Quotes about Movement
Our trouble is not ignorance, but inaction.
— Dale Carnegie
Thoughts are where we make our first movements toward God and where the divine Spirit begins to direct our will to God and his way.
— Dallas Willard
We know, for example, that feelings move us, and that we enjoy being moved.
— Dallas Willard
All evaluations eventually boil down to this: Am I moving toward God or away from Him? Am I turning toward God with awe and gratitude, or away from Him toward false gods of my own making?
— Dan Allender
"Dancing is a perpendicular expression of a horizontal desire."
— George Bernard Shaw
Life is like riding a bicycle. To keep your balance, you must keep moving.
— Albert Einstein
Blood alone moves the wheels of history.
— Martin Luther
Well, sir," Athey said, "where I used to be limber I'm stiff and where I used to be stiff I'm limber. Do you know what I'm talking about?
— Wendell Berry
So what was still and dark wakes up, Becomes intelligent, moves, names Itself by hunger and by kind, Walks, swims, flies, cries, calls, speaks, or sings.
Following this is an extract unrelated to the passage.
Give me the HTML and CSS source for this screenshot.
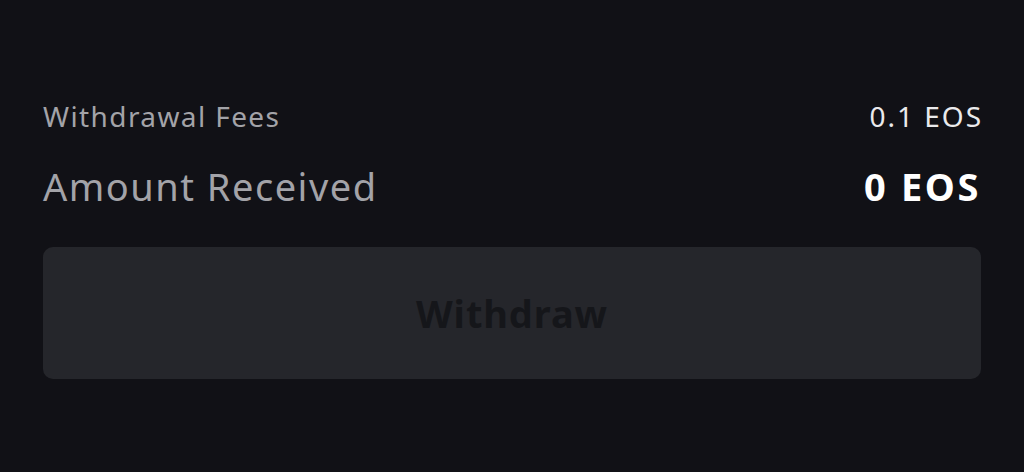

We all are praising, praying to The light we are, but cannot know.
— Wendell Berry
The dark Again has prayed the light to come Down into it, to animate And move it in its heaviness. So what was still and dark wakes up, Becomes intelligent, moves, names Itself by hunger and by kind...
— Wendell Berry
I notice how it takes a lazy man, a man that hates moving, to get set on moving once he does get started off, the same as he was set on staying still, like it aint the moving he hates so much as the starting and the stopping.
— William Faulkner
Like a long sighing of wind in trees it begins, then they sweep into sight, borne now upon a cloud of phantom dust. They rush past, forwardleaning in the saddles, with brandished arms, beneath whipping ribbons from slanted and eager lances; with tumult and soundless yelling they sweep past like a tide whose crest is jagged with the wild heads of horses and the brandished arms of men like the crater of the world in explosion.